Closer to home, how would he describe Australian style?
“In five words I’d say relaxed, probably more daring in the way we’re trying to get noticed, exciting, influential – I’m seeing a lot of stuff that Australian designers are doing being palmed off overseas – and understated.”
Despite the focus on the traditional fashion capital cities of London, Paris, New York and Milan, Rawson believes Australia is definitely making more of a name for itself overseas, with amazing young designers such as Emma Mulholland and Christopher Esbar coming up through the ranks. Add to that of course labels like Ksubi and Sass and Bide who have already made such an impression internationally and Melbourne and Sydney are definitely becoming contenders in the scene.
His message to anyone who disagrees?
“I think anyone who is writing otherwise about Melbourne or Sydney at the moment… I don’t think they’re educated.
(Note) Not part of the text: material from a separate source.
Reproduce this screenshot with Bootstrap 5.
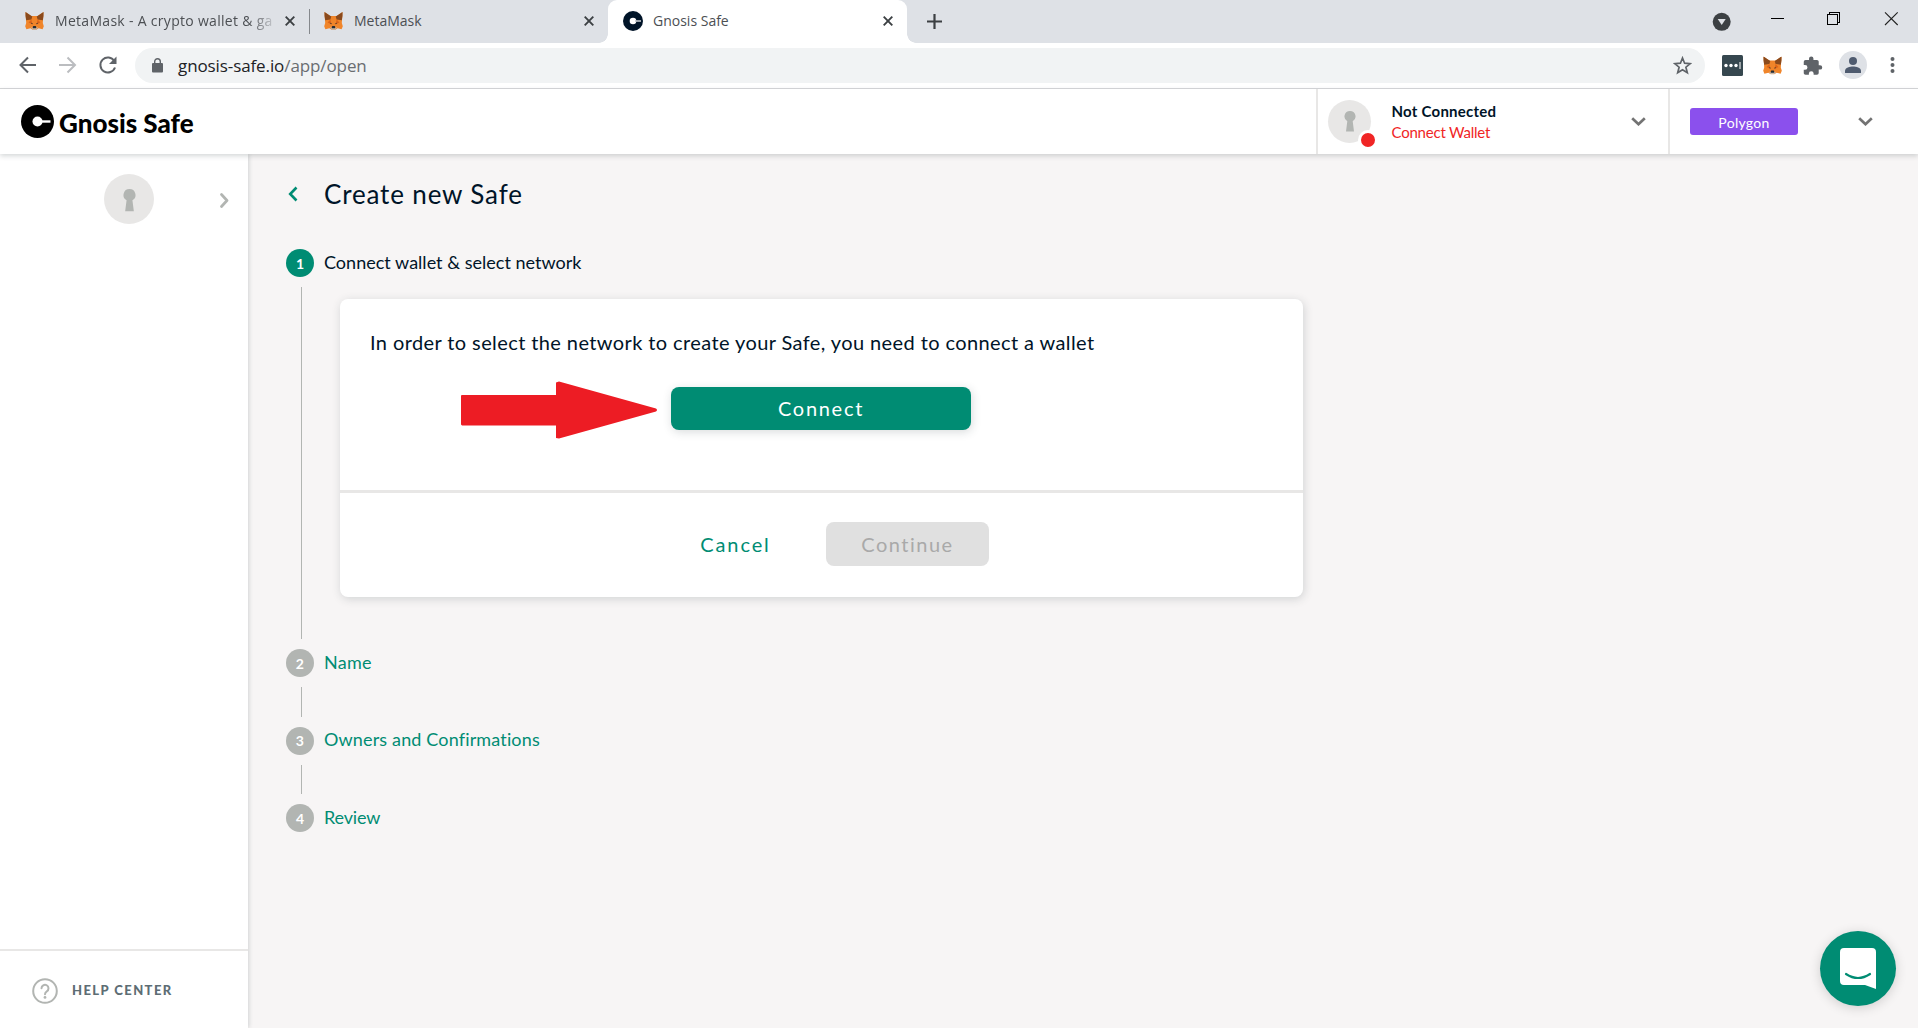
<!DOCTYPE html>
<html lang="en">
<head>
<meta charset="utf-8">
<title>Gnosis Safe</title>
<link href="https://cdn.jsdelivr.net/npm/bootstrap@5.3.0/dist/css/bootstrap.min.css" rel="stylesheet">
<style>
  body { width: 1918px; height: 1028px; overflow: hidden; font-family: Lato, sans-serif; color: #001428; background: #f7f5f5; }
  svg { display: block; flex: none; }
  .ui { font-family: "Open Sans", "Noto Sans", sans-serif; white-space: nowrap; }
  .tabstrip { height: 43px; background: #dee1e6; padding-left: 10px; }
  .tab { height: 43px; padding-bottom: 1px; color: #4c4f53; font-size: 14px; }
  .tab-1 { width: 300px; padding: 0 15px 1px 15px; letter-spacing: .3px; }
  .tab-1 .ttl { width: 220px; margin-left: 11px; -webkit-mask-image: linear-gradient(90deg, #000 193px, transparent 224px); }
  .tab-2 { width: 298px; padding: 0 14px 1px 14px; }
  .ttl { margin-left: 11px; padding-bottom: 2px; }
  .tab-on { width: 299px; background: #fff; border-radius: 9px 9px 0 0; padding: 0 14px 1px 15px; position: relative; }
  .tab-on .ttl { margin-left: 10px; }
  .tab-on::before, .tab-on::after { content: ""; position: absolute; bottom: 0; width: 9px; height: 9px; }
  .tab-on::before { left: -9px; background: radial-gradient(circle at 0 0, transparent 8.5px, #fff 9px); }
  .tab-on::after { right: -9px; background: radial-gradient(circle at 100% 0, transparent 8.5px, #fff 9px); }
  .sep { width: 1px; height: 25px; background: #85888c; margin-left: -1px; }
  .tab-plus { margin: 13px 0 0 19px; }
  .toolbar { height: 46px; background: #fff; border-bottom: 1px solid #d6d7d9; padding: 0 17px 1px 17px; }
  .omni { width: 1570px; height: 35px; border-radius: 18px; background: #f1f3f4; margin-left: 17px; padding: 0 13px 0 17px; font-size: 17px; letter-spacing: -.1px; color: #6a6d71; }
  .omni b { font-weight: 400; color: #202124; }
  .url { margin-left: 15px; padding-top: 1px; }
  .exts { margin-left: 16px; }
  .hdr { height: 65px; background: #fff; box-shadow: 0 2px 5px rgba(40,54,61,.2); position: relative; z-index: 2; padding-left: 21px; }
  .brand { font-weight: 900; font-size: 26px; color: #000; margin-left: 5px; padding-top: 2px; line-height: 1; }
  .cell { border-left: 2px solid #e8e7e6; height: 65px; }
  .c-acct { width: 352px; padding: 0 22px 0 10px; }
  .c-net { width: 250px; padding: 0 45px 0 20px; }
  .ava { border-radius: 50%; background: #e8e7e6; position: relative; width: 43px; height: 43px; }
  .ava-lg { width: 50px; height: 50px; }
  .ava-dot { position: absolute; left: 30px; top: 30px; width: 20px; height: 20px; border: 3px solid #fff; border-radius: 50%; background: #f02525; }
  .acct-txt { margin-left: 20.500px; font-size: 15px; line-height: 21px; white-space: nowrap; }
  .acct-txt b { letter-spacing: .25px; }
  .acct-txt span { letter-spacing: -.22px; color: #f02525; }
  .net { width: 108px; height: 27px; border-radius: 3px; background: #8b50ed; color: #fff; font-size: 14px; letter-spacing: .3px; padding-top: 1px; }
  .side { width: 248px; background: #fff; box-shadow: 1px 0 4px rgba(40,54,61,.18); }
  .side-top { padding: 20px 20px 0 104px; }
  .side-top svg:last-child { margin: 3px -1px 0 0; }
  .help { border-top: 2px solid #e8e7e6; height: 79px; padding: 2px 0 0 32px; color: #5d6d74; font-size: 13px; font-weight: 900; letter-spacing: 1.42px; }
  .help span { margin-left: 14px; }
  .main { padding: 0 0 0 38px; }
  .ttl-row { height: 95px; padding: 16px 0 0 2px; }
  .back { margin-top: 16px; }
  .h-title { font-size: 26px; line-height: 34px; letter-spacing: .85px; margin: 7px 0 0 26px; white-space: nowrap; }
  .step { height: 28px; font-size: 18px; color: #008c73; white-space: nowrap; }
  .step > span:last-child { padding-bottom: 2px; }
  .step-no { width: 28px; height: 28px; border-radius: 50%; background: #b2b5b2; color: #fff; font-size: 14px; font-weight: 700; margin-right: 10px; flex: none; }
  .step-on { background: #008c73; }
  .step-cur { color: #001428; letter-spacing: .02px; }
  .conn { border-left: 1px solid #b2b5b2; margin: 10px 0 10px 15px; height: 29.500px; }
  .conn-open { height: 352px; padding: 12px 0 0 38px; }
  .panel { width: 963px; height: 298px; background: #fff; border-radius: 8px; box-shadow: 1px 2px 10px rgba(40,54,61,.18); }
  .panel-b { height: 191px; padding: 28px 31px 0 30px; position: relative; }
  .panel-b p { font-size: 20px; line-height: 30px; letter-spacing: .4px; white-space: nowrap; }
  .panel-f { border-top: 3px solid #e8e7e6; height: 107px; padding: 0 0 3px 329px; }
  .bt { border: 0; border-radius: 8px; padding: 0; font-size: 20px; line-height: 1; }
  .bt-connect { width: 300px; height: 43px; background: #008c73; color: #fff; box-shadow: 1px 2px 10px rgba(40,54,61,.18); margin: 30px auto 0; display: block; letter-spacing: 1.700px; padding-bottom: 1px; }
  .bt-cancel { width: 133px; height: 44px; background: none; color: #008c73; letter-spacing: 1.900px; }
  .bt-cont { width: 163px; height: 44px; background: #e0e0e0; color: #a9a9a9; margin-left: 24px; letter-spacing: 1.500px; }
  .arrow { position: absolute; left: 121px; top: 81.500px; }
  .chat { position: absolute; left: 1820px; top: 931px; width: 76px; height: 75px; border-radius: 50%; background: #008c73; box-shadow: 0 2px 12px rgba(0,0,0,.16); z-index: 3; }
</style>
<script src="https://cdn.jsdelivr.net/npm/bootstrap@5.3.0/dist/js/bootstrap.bundle.min.js"></script>
</head>
<body class="d-flex flex-column">
<svg width="0" height="0" class="position-absolute">
  <symbol id="fox" viewBox="0 0 19 18">
    <path fill="#f0852a" d="M.5 0 6 4h7l5.500-4L18 8l-.2 3 1 3.200-1.200 3-4-.9-2.300 1.500H7.700l-2.300-1.500-4 .9-1.200-3 1-3.200L1 8z"/>
    <path fill="#8b4a1c" d="M.5 0 7.300 4.600 6.400 7.500 1.200 8.200.5 4zM18.500 0l-6.800 4.600.9 2.900 5.200.7.700-4.200z"/>
    <path fill="#dd6418" d="m6.400 7.500 1 5-3.800-2zM12.600 7.500l-1 5 3.800-2z"/>
    <path fill="#c9b8ab" d="m6 15.200 1.700.4h3.600l1.700-.4-1.700 2.600H7.700z"/>
    <path fill="#232c35" d="m8 14.300.5-.4h2l.5.400.3 2H7.700zM5.700 10.800l2 .5-.5 1zM13.300 10.800l-2 .5.500 1z"/>
  </symbol>
  <symbol id="x" viewBox="0 0 10 10"><path d="m.7.700 8.600 8.600M9.300.7.700 9.300" stroke="#3c4043" stroke-width="1.900"/></symbol>
  <symbol id="down" viewBox="0 0 15 9"><path d="m1.200 1.200 6.300 6 6.300-6" fill="none" stroke="#737373" stroke-width="2.700"/></symbol>
  <symbol id="key" viewBox="0 0 12 21"><path fill="#b2b5b2" d="M6 0a5.500 5.500 0 0 1 2.700 10.300L10 20.500H2l1.300-10.200A5.500 5.500 0 0 1 6 0z"/></symbol>
</svg>

<div class="tabstrip ui d-flex">
  <div class="tab tab-1 d-flex align-items-center"><svg width="19" height="18"><use href="#fox"/></svg><span class="ttl">MetaMask - A crypto wallet &amp; ga</span><svg class="ms-auto" width="10" height="10"><use href="#x"/></svg></div>
  <div class="d-flex align-items-center"><div class="sep"></div></div>
  <div class="tab tab-2 d-flex align-items-center"><svg width="19" height="18"><use href="#fox"/></svg><span class="ttl">MetaMask</span><svg class="ms-auto" width="10" height="10"><use href="#x"/></svg></div>
  <div class="tab tab-on d-flex align-items-center"><svg width="20" height="20" viewBox="0 0 20 20"><circle cx="10" cy="10" r="10" fill="#001428"/><circle cx="10" cy="10" r="3.300" fill="#fff"/><path d="M12 10h6" stroke="#c4c9ce" stroke-width="1.600"/></svg><span class="ttl">Gnosis Safe</span><svg class="ms-auto" width="10" height="10"><use href="#x"/></svg></div>
  <svg class="tab-plus" width="17" height="17" viewBox="0 0 17 17"><path d="M8.500 1v15M1 8.500h15" stroke="#3c4043" stroke-width="2.200"/></svg>
  <svg class="ms-auto" width="206" height="43" viewBox="1712 0 206 43"><circle cx="1721.700" cy="21.800" r="9" fill="#3c4043"/><path fill="#dee1e6" d="M1717.700 19h8l-4 6z"/><path d="M1771 18.500h13M1827.500 14.500h10v10h-10zM1829.500 14.500v-2h10v10h-2" fill="none" stroke="#000" shape-rendering="crispEdges"/><path d="m1885 12.300 12.700 12.700m0-12.700L1885 25" stroke="#222" fill="none" stroke-width="1.100"/></svg>
</div>

<div class="toolbar ui d-flex align-items-center">
  <svg width="101" height="20" viewBox="17 55 101 20" fill="none" stroke="#5f6368" stroke-width="2"><path d="M36 65H21M28 57.500 20.500 65l7.500 7.500"/><path stroke="#bbbdc0" d="M59 65h15M67.500 57.500 75 65l-7.500 7.500"/><path d="M114.300 61A7.500 7.500 0 1 0 115 67.500"/><path fill="#5f6368" stroke="none" d="M116.500 56.500V64H109z"/></svg>
  <div class="omni d-flex align-items-center"><svg width="11" height="15" viewBox="0 0 11 15"><path fill="#5f6368" d="M1 5h9q1 0 1 1v7.500q0 1-1 1H1q-1 0-1-1V6q0-1 1-1z"/><path d="M2.700 6V3.500a2.800 2.800 0 0 1 5.600 0V6" fill="none" stroke="#5f6368" stroke-width="1.400"/></svg><span class="url"><b>gnosis-safe.io</b>/app/open</span>
    <svg class="ms-auto" width="19" height="19" viewBox="0 0 19 19"><path d="m9.500 2 2.100 5.200 5.600.4-4.300 3.600 1.400 5.500-4.800-3-4.800 3 1.400-5.500L1.800 7.600l5.600-.4z" fill="none" stroke="#5f6368" stroke-width="1.700"/></svg></div>
  <svg class="exts" width="179" height="30" viewBox="1721 50 179 30"><rect x="1722" y="55" width="21" height="21" rx="1.500" fill="#36474f"/><g fill="#fff"><circle cx="1726" cy="65.500" r="1.700"/><circle cx="1731" cy="65.500" r="1.700"/><circle cx="1736" cy="65.500" r="1.700"/><path d="M1739.500 62h1v7h-1z"/></g><use href="#fox" x="1762" y="56.500" width="21" height="18"/>
  <path fill="#5f6368" transform="translate(1802 55.500) scale(.88)" d="M20.500 11H19V7c0-1.100-.9-2-2-2h-4V3.500a2.500 2.500 0 0 0-5 0V5H4a2 2 0 0 0-2 2v3.800h1.500a2.700 2.700 0 0 1 0 5.400H2V20c0 1.100.9 2 2 2h3.800v-1.500a2.700 2.700 0 0 1 5.400 0V22H17a2 2 0 0 0 2-2v-4h1.500a2.500 2.500 0 0 0 0-5z"/>
  <circle cx="1853" cy="65" r="14" fill="#dee1e6"/><circle cx="1853" cy="61" r="4" fill="#4f5b6f"/><path fill="#4f5b6f" d="M1845 73v-2.300c0-3 5-4.200 8-4.200s8 1.200 8 4.200V73z"/><g fill="#5f6368"><circle cx="1892.500" cy="59" r="2"/><circle cx="1892.500" cy="65" r="2"/><circle cx="1892.500" cy="71" r="2"/></g></svg>
</div>

<header class="hdr d-flex align-items-center">
  <svg width="33" height="33" viewBox="0 0 33 33"><circle cx="16.500" cy="16.500" r="16.500"/><circle cx="16.500" cy="16.500" r="5" fill="#fff"/><path d="M20 16.500h9.500" stroke="#fff" stroke-width="2.400"/></svg>
  <span class="brand">Gnosis Safe</span>
  <div class="cell c-acct d-flex align-items-center ms-auto">
    <div class="ava d-flex align-items-center justify-content-center"><svg width="12" height="21"><use href="#key"/></svg><span class="ava-dot"></span></div>
    <div class="acct-txt"><b>Not Connected</b><br><span>Connect Wallet</span></div>
    <svg class="ms-auto" width="15" height="9"><use href="#down"/></svg>
  </div>
  <div class="cell c-net d-flex align-items-center justify-content-between"><div class="net d-flex align-items-center justify-content-center"><span>Polygon</span></div><svg width="15" height="9"><use href="#down"/></svg></div>
</header>

<div class="d-flex flex-grow-1">
  <aside class="side d-flex flex-column justify-content-between">
    <div class="side-top d-flex align-items-center justify-content-between">
      <div class="ava ava-lg d-flex align-items-center justify-content-center"><svg width="13" height="23"><use href="#key"/></svg></div>
      <svg width="9" height="15" viewBox="0 0 9 15"><path d="m1.500 1.500 5.500 6-5.500 6" fill="none" stroke="#b2b5b2" stroke-width="2.700" stroke-linecap="round" stroke-linejoin="round"/></svg>
    </div>
    <div class="help d-flex align-items-center"><svg width="26" height="26" viewBox="0 0 26 26"><circle cx="13" cy="13" r="11.800" fill="none" stroke="#b2b5b2" stroke-width="2"/><path d="M9.500 10.300a3.500 3.500 0 1 1 5.300 3c-1.300.8-1.800 1.300-1.800 2.900" fill="none" stroke="#b2b5b2" stroke-width="2" stroke-linecap="round"/><circle cx="13" cy="19.400" r="1.400" fill="#b2b5b2"/></svg><span>HELP CENTER</span></div>
  </aside>
  <main class="main">
    <div class="ttl-row d-flex align-items-start"><svg class="back" width="10" height="16" viewBox="0 0 10 16"><path d="M8.500 1.500 2.200 8l6.300 6.500" fill="none" stroke="#008c73" stroke-width="2.600"/></svg><span class="h-title">Create new Safe</span></div>
    <div class="step d-flex align-items-center"><span class="step-no step-on d-flex align-items-center justify-content-center">1</span><span class="step-cur">Connect wallet &amp; select network</span></div>
    <div class="conn conn-open">
      <div class="panel">
        <div class="panel-b"><p class="m-0">In order to select the network to create your Safe, you need to connect a wallet</p><button class="bt bt-connect" type="button">Connect</button>
          <svg class="arrow" width="196" height="58" viewBox="0 0 196 58"><path d="M1 14h94V1.500l3-1 97 27q2 1.500 0 3l-97 27-3-.5V44.500H1l-1-1v-29z" fill="#ed1c24"/></svg>
        </div>
        <div class="panel-f d-flex align-items-center"><button class="bt bt-cancel" type="button">Cancel</button><button class="bt bt-cont" type="button">Continue</button></div>
      </div>
    </div>
    <div class="step d-flex align-items-center" style="letter-spacing:.3px"><span class="step-no d-flex align-items-center justify-content-center">2</span><span>Name</span></div>
    <div class="conn"></div>
    <div class="step d-flex align-items-center" style="letter-spacing:.15px"><span class="step-no d-flex align-items-center justify-content-center">3</span><span>Owners and Confirmations</span></div>
    <div class="conn"></div>
    <div class="step d-flex align-items-center" style="letter-spacing:-.15px"><span class="step-no d-flex align-items-center justify-content-center">4</span><span>Review</span></div>
  </main>
</div>
<div class="chat d-flex align-items-center justify-content-center"><svg width="36" height="41" viewBox="0 0 36 41"><path fill="#fff" d="M4 0h28q4 0 4 4v37l-11-4H4q-4 0-4-4V4q0-4 4-4z"/><path d="M6 26q12 8 24 0" fill="none" stroke="#008c73" stroke-width="2.200" stroke-linecap="round"/></svg></div>
</body>
</html>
We’re definitely something to look out for.”
With cold weather just around the corner, Rawson and the Zanerobe team have just finished designing the winter collection – the inspiration ironically coming from within the office walls.
“The boys who own the label have kind of taken a step back and trusted more in us younger boys to drive the brand, so we’ve developed a story in our last few ranges about us and what we do in our crew, our ‘wolfpack’ and so the winter range is very much about mischief and chaos…it’s a bit wacky!”
Finally, whilst it may be the most clichéd interview question, with Rawson I’m genuinely curious – where does he see himself in five years time?
“Right now, I’m still in absolute awe [at Zanerobe] so I’m so happy to just ride this wave out for as long as they’ll have me. There’s so much room to progress in my role – I’d love to see more of my designs sold in store and on the street.”
“As uninspiring as that sounds to not have gone anywhere in five years, I imagine myself being here.”
I’m surprised by his answer, but given his clear loyalty, talent and success I have no doubt that it’s going to be one hell of a ride, wherever the wave takes him.